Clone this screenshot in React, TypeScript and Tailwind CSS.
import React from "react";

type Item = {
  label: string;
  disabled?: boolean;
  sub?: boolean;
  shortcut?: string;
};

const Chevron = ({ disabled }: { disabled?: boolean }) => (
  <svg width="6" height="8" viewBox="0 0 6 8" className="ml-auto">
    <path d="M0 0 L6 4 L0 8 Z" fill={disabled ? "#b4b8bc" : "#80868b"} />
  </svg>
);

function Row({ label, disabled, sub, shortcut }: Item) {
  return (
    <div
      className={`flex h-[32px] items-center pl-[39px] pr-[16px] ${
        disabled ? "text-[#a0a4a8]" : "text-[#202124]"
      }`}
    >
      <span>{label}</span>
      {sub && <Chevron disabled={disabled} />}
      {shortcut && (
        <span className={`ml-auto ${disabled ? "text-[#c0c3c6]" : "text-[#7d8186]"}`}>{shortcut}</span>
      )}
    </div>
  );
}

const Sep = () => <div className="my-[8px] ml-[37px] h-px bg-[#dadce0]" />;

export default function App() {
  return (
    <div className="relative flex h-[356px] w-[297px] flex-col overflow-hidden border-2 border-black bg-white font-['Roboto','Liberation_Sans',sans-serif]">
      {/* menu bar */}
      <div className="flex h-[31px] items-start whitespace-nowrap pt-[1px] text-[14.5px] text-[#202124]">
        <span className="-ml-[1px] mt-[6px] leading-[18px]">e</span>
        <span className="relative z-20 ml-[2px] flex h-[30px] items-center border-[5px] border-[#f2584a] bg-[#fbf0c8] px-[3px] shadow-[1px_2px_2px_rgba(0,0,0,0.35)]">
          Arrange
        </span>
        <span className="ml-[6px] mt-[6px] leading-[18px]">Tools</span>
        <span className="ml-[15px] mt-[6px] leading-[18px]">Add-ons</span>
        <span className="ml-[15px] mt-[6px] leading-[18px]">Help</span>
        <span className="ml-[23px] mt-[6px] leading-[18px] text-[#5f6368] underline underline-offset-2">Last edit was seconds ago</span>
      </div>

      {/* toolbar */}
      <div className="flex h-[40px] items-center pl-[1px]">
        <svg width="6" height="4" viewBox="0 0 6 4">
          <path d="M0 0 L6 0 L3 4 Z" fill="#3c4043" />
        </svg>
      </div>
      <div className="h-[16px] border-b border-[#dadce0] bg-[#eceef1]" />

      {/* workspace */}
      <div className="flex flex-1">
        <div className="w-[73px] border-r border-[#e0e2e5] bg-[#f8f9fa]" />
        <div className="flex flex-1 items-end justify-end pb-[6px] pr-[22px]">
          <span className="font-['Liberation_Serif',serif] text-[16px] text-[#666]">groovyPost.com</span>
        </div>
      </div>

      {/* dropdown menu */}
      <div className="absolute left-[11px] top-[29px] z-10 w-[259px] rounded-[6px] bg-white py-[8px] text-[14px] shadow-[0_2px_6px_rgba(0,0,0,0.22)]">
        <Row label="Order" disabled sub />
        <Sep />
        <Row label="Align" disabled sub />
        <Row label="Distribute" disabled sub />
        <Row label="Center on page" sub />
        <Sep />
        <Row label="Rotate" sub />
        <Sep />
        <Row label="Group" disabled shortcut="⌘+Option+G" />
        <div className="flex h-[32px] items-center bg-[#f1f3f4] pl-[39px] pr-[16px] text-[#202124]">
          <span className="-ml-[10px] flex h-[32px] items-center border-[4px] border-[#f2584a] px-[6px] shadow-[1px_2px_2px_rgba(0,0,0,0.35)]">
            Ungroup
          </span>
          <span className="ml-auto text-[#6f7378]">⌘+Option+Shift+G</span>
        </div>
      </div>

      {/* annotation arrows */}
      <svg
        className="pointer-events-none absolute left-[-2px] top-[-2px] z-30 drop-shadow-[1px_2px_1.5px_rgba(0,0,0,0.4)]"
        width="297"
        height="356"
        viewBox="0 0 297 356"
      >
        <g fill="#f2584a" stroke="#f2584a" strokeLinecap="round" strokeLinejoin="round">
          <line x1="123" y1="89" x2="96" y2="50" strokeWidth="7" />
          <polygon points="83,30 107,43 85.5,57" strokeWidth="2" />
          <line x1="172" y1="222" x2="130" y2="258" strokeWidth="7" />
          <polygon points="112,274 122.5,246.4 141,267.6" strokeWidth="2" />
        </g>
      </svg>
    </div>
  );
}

_ _ _ _ _ _ _

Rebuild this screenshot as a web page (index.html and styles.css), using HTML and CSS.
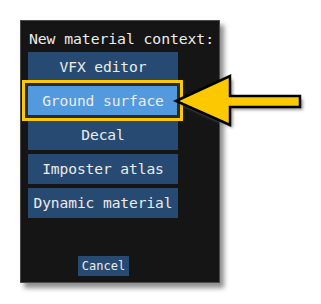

_ _ _ _ _ _ _

* _Work to complete_: Using the listing above, locate the lines that hold "React" and copy each one.

* _Problem solution_:
Clone this screenshot in React, TypeScript and Tailwind CSS.
import React from "react";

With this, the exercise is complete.